The scenery, which before had been inviting and heartening, takes on an eeriness that pervades the mood of the story. The change in the nature and disposition of the landscape signify a shift in the tone and attitude of the tale. From this point, the reader is introduced to disembodied voices, strange and uncanny characters, and fantastic events, all of which work because the setting is so masterfully manipulated.

            The landscape of American Romantic literature is further influenced by the superstitions and beliefs of the Native American population. American Indians were viewed, by European settlers, with terrifying fascination and awe. Their belief that they were somehow mystically connected to the terrain added another layer of supernatural reputation to the already majestic and mysterious environment. The Memorial of the Cherokee Citizens (December 18, 1829) expresses the depth of passion and connection that the Indians felt toward the land:

To the land, of which we are now in possession, we are attached. It is our fathers’ gift; it contains their ashes; it is the land of our nativity, and the land of our intellectual birth. We cannot consent to abandon it for another far inferior, and which holds out to us no inducements.                                                             (580)

The strength with which the Native Americans felt their intimate association with the earth served to strengthen the mythical assessment that white settlers had of the American landscape.

            The evolution of the romantic landscape in American literature reaches its zenith in James Fennimore Cooper’s, The Last of the Mohicans. Cooper creates a wilderness that seems to have a will of its own; it comes alive for the reader and influences the action of the tale. The landscape, as it is first introduced, is more than mere scenery and more than a passive construction of the author:

Though the arts of peace were unknown to this fatal region, its forests were alive with men; its glades and glen rang with the sounds of martial music, and the echoes of its mountains threw back the laugh, or repeated the wanton cry, of many a gallant and reckless youth, as he hurried by them…                                (12)

The above passage is a description of the reflection of man on the wilderness, but Cooper’s depiction makes the forest more than a simple reverberation of mankind but, instead, an active participant in the exchange.

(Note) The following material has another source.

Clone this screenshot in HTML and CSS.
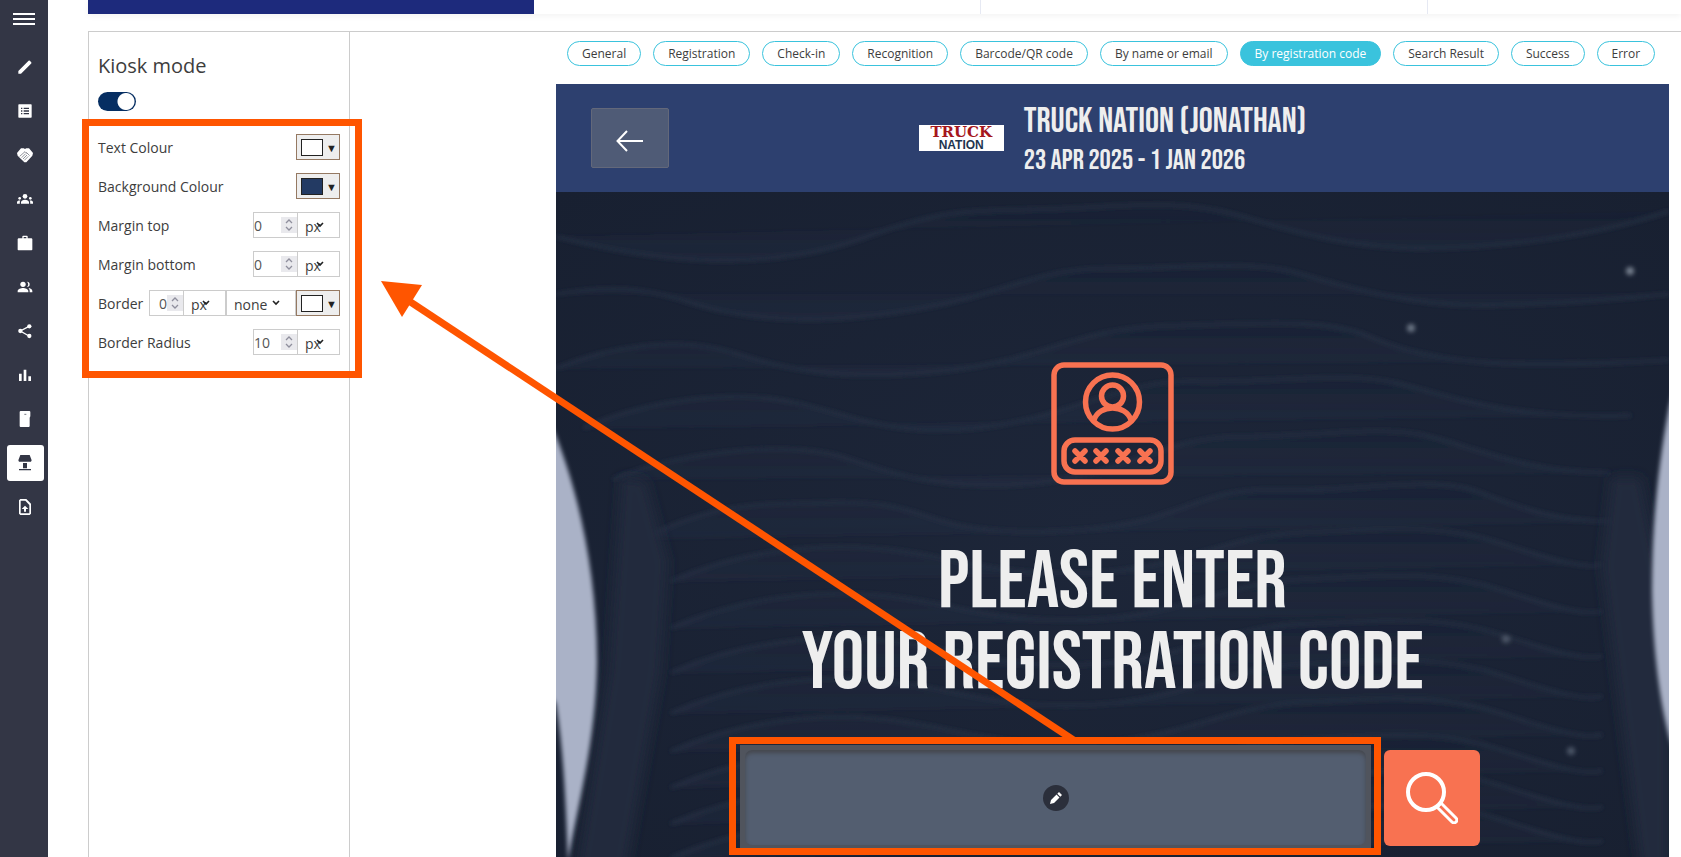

            The natural world also serves to introduce the reader to Chingachgook and Hawkeye, the novels heroic duo:

The rays of sun were beginning to grow less fierce, and the intense heat of the day was lessened, as the cooler vapours of the springs and fountains rose above their leafy beds and rested in the atmosphere. Still that breathing silence, which marks the drowsy sultriness of an American landscape in July, pervaded the secluded spot, interrupted, only, by the low voices of the men…                                    (28)

By distinguishing this picturesque landscape as being uniquely “American”, Cooper focuses the attention of the reader on the connection between America and the novel’s heroes, an Indian and a white man living as an Indian. Hawkeye and Chingachgook are shown as elements of the landscape and not as separate from it.

            The forests of The Last of the Mohicans become even more mystical and preternatural as the characters journey deeper into the wilderness. Chapter XIII finds Cooper’s travelers in an area where “the forest began to change its hues, losing that lively green which had embellished its arches, in the graver light, which is the precursor of the close of day.” The change in the environment sets up the exposure of the “haunted” block-house which appears in the center of a mysterious clearing within a dense and near-impenetrable copse of chestnut:

…he entered an open space that surrounded a low green hillock, which was crowned by the decayed black-house in question. This rude and neglected building…was now quietly crumbling in the solitude of the forest, neglected and nearly forgotten, like the circumstances which had caused it to be reared.              (125)

The forest and, by extension, the block-house, takes on the gothic attitude of the classic haunted mansion of many European Romances. The tale that Chingachgook recounts for the travelers takes on the quality and aura of a ghost story due, in great part, to the foreboding and disquiet that the setting engenders.

            Throughout The Last of the Mohicans, Cooper continues to utilize natural surroundings for dramatic effect. His tale is more resonant and meaningful because the landscape assumes an identity of its own. It is far removed from the hustle and bustle of urban life and evokes in the reader a sense of incredulity and wonder. The end result is one of the most resonating examples of American Romanticism.

            The success of the romance narrative often depends on the success of the world in which it is set. Early American Romantics drew upon virgin wilderness and Native American customs and beliefs in order to create a landscape that was unique and distinctive. Artists such as Cooper and Irving succeeded in fashioning settings that invited the reader to suspend belief and be enveloped by imagination, superstition, and awe.